1. Introduction

In this tutorial, we’ll study what North-South and East-West mean in the context of network traffic. First, we’ll give an overview of the terminology. Then, we’ll understand the concept of each term. Finally, we’ll look at an example to better clarify the concept of the two terms.

2. Terminology

Both the terms North-South and East-West are widely applied when referring to different network traffic flows. This terminology is related to the way network designers typically draw network diagrams.

The reason is that diagrams generally represent communications between devices within the network scope horizontally and external connections vertically. Thus, we can use North-South to refer to horizontal communications and East-West for vertical ones.

We can use this terminology in many different contexts. However, the scope of the network (which defines whether traffic is internal or external) varies for each case.

For example, it is widespread to use this terminology in the context of data centers. However, we can also use these terms to distinguish traffic in the scope of a LAN (Local Area Network), a specific distributed system, a data center, a domain, and many others.

3. North-South and East-West Traffic

North-South usually describes any traffic coming in and out of a network scope. Thus, this term refers to communication between a device inside the scope of a network and any other device outside it, and vice versa.

A common use of the term North-South is to indicate client-to-server traffic. In this case, the client is usually outside the scope of the server’s network (or data center, domain, etc). However, we can apply this term when referring to traffic between devices other than clients and servers.

The term East-West traffic refers to traffic between devices within a network scope. Therefore, we can employ this term to indicate a communication that occurs internally in a network.

The term East-West generally describes traffic between servers in the same network scope. However, we can use this term to refer to traffic between any other type of device inside the same scope.

For example, a well-known case of East-West traffic occurs when switches exchange spanning-tree information to prevent network loops in a data center. In this case, traffic flows only within the data center.

4. An Example in a Data Center

Now that we’ve learned both terms’ definitions, let’s examine an example. In this example, we depict the two types of traffic in the same scenario.

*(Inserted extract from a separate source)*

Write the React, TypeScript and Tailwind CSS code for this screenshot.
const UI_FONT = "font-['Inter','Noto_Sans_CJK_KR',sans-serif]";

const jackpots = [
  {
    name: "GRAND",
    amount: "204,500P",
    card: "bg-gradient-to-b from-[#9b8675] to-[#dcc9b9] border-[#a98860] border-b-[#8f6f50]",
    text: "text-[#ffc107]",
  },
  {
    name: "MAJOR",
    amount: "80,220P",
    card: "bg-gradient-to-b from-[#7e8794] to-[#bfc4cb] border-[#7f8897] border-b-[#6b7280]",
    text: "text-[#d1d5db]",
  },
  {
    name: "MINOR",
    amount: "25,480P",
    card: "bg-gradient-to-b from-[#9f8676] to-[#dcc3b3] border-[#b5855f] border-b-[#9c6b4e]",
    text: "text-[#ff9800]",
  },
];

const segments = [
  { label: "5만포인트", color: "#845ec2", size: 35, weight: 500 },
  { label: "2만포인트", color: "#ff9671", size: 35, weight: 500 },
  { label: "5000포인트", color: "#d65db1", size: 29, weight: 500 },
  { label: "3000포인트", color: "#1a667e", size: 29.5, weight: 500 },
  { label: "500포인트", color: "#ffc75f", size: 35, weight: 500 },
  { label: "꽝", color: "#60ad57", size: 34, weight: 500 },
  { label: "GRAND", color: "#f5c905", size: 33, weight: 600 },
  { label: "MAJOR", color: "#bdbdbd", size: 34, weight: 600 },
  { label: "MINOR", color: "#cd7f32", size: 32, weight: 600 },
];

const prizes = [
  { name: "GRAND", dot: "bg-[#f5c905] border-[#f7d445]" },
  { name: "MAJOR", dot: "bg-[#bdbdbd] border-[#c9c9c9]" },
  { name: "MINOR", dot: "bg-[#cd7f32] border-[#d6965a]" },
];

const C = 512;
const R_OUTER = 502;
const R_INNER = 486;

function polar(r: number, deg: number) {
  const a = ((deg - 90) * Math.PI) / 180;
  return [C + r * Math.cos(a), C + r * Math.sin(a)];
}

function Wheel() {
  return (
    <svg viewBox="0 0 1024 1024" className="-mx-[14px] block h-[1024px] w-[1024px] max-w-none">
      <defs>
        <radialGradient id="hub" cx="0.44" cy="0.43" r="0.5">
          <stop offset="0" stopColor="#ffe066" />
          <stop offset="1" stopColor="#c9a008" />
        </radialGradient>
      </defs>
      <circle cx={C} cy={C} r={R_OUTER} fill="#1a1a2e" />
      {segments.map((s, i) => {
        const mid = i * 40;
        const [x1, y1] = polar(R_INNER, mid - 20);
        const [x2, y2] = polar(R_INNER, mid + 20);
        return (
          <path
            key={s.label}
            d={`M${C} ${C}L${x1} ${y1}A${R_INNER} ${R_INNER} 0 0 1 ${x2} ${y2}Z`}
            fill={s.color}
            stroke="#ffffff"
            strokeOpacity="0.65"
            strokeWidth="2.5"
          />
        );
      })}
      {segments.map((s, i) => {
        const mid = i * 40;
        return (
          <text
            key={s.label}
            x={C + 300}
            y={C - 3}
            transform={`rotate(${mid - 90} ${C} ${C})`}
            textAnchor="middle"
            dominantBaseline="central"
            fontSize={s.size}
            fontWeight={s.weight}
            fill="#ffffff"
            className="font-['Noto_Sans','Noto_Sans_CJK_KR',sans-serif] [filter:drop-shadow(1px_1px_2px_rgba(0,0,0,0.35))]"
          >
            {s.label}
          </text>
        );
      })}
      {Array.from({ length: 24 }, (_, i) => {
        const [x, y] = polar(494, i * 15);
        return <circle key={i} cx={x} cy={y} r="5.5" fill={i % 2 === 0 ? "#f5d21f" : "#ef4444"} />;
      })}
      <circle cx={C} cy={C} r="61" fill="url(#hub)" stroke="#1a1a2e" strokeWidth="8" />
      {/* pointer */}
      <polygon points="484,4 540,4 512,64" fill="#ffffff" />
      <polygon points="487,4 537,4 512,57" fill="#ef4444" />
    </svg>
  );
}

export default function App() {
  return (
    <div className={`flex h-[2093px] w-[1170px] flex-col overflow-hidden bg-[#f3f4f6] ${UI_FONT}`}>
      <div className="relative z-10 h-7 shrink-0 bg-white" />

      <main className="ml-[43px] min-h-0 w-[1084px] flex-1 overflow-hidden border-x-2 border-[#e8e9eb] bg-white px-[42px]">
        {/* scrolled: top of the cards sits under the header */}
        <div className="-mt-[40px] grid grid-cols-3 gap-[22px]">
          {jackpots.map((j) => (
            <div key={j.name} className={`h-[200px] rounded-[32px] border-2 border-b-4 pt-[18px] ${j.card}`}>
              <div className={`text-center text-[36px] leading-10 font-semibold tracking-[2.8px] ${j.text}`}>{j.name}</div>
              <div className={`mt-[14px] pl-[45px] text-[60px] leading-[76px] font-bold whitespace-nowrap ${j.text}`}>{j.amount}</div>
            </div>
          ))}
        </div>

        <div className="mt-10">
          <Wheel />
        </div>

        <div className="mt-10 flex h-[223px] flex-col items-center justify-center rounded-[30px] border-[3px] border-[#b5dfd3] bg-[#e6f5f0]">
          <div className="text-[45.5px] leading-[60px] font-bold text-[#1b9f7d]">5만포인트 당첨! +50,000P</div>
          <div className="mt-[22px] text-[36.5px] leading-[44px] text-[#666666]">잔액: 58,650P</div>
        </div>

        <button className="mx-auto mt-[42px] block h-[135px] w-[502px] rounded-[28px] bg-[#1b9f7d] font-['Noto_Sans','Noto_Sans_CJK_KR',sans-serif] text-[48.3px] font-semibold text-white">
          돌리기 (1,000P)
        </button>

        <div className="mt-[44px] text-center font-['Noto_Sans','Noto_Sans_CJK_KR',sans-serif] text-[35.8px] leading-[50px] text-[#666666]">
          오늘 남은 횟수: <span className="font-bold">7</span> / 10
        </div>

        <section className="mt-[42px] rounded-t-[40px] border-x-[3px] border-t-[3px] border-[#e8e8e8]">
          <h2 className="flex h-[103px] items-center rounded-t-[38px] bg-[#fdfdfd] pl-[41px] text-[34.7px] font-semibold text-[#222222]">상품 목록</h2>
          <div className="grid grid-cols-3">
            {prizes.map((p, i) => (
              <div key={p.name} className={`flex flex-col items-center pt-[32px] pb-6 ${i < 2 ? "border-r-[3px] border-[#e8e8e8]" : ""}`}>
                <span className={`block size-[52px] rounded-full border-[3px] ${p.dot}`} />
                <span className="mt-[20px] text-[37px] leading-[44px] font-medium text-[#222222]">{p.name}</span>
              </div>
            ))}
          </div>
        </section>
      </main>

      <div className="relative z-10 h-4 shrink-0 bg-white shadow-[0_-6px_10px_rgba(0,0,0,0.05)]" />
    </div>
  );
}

The figure below illustrates a client requesting a service over the Internet for a server located in a typical data center. We have a set of compute servers and storage devices within the data center. In addition, to ensure better performance and management control, we also have a network organized into different layers:

North

In the case shown, the green line represents the communication between client and server. As we can see, this line indicates an external communication. Moreover, the diagram represents it horizontally. Therefore, we can say that this green line represents North-South traffic.

The figure also shows the purple line representing communication between the server and a storage device. This line illustrates a very common case in which a server needs to access some content in storage (or even in a database) to respond to the client properly.

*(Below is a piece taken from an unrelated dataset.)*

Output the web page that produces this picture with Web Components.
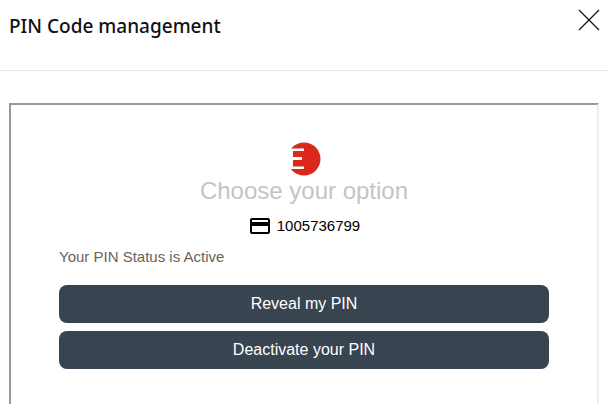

As we can notice, the purple line indicates internal communication that only flows through the ToR (Top of Rack) and Aggregation switches. Also, it’s drawn vertically in the diagram. Thus, in this case, we can say that the purple line represents East-West traffic.

5. Amount of Traffic and Security Issues: North-South vs East-West

These two types of traffic represent different forms of communication (internal and external), and it’s natural for one to occur more than the other. In general, external communications (North-South) generate a greater amount of traffic than internal communications (East-West).

Also, North-South traffic represents all the communication with external entities (such as clients and partner organizations). Thus, this type of traffic often involves the exchange of sensitive information, such as user credentials. For this reason, North-South traffic is often considered more critical than East-West.

In this sense, to ensure the performance and security of North-South traffic, organizations have applied many tools. It includes the use of firewalls, intrusion detection systems, VPNs, and protocols such as TLS.

However, recent trends have transformed East-West traffic, significantly increasing the amount of data generated and also its relevance. In particular, these changes are driven by technologies such as NFV, SDN, and microservice architectures, which potentially increase the amount of East-West traffic.

6. Conclusion

In this article, we studied the concept of North-South and East-West traffic. As we’ve learned, North-South typically refers to external communications that generate traffic coming in and out of some network scope. On the other hand, we generally call communications that occur only within a certain network scope as East-West.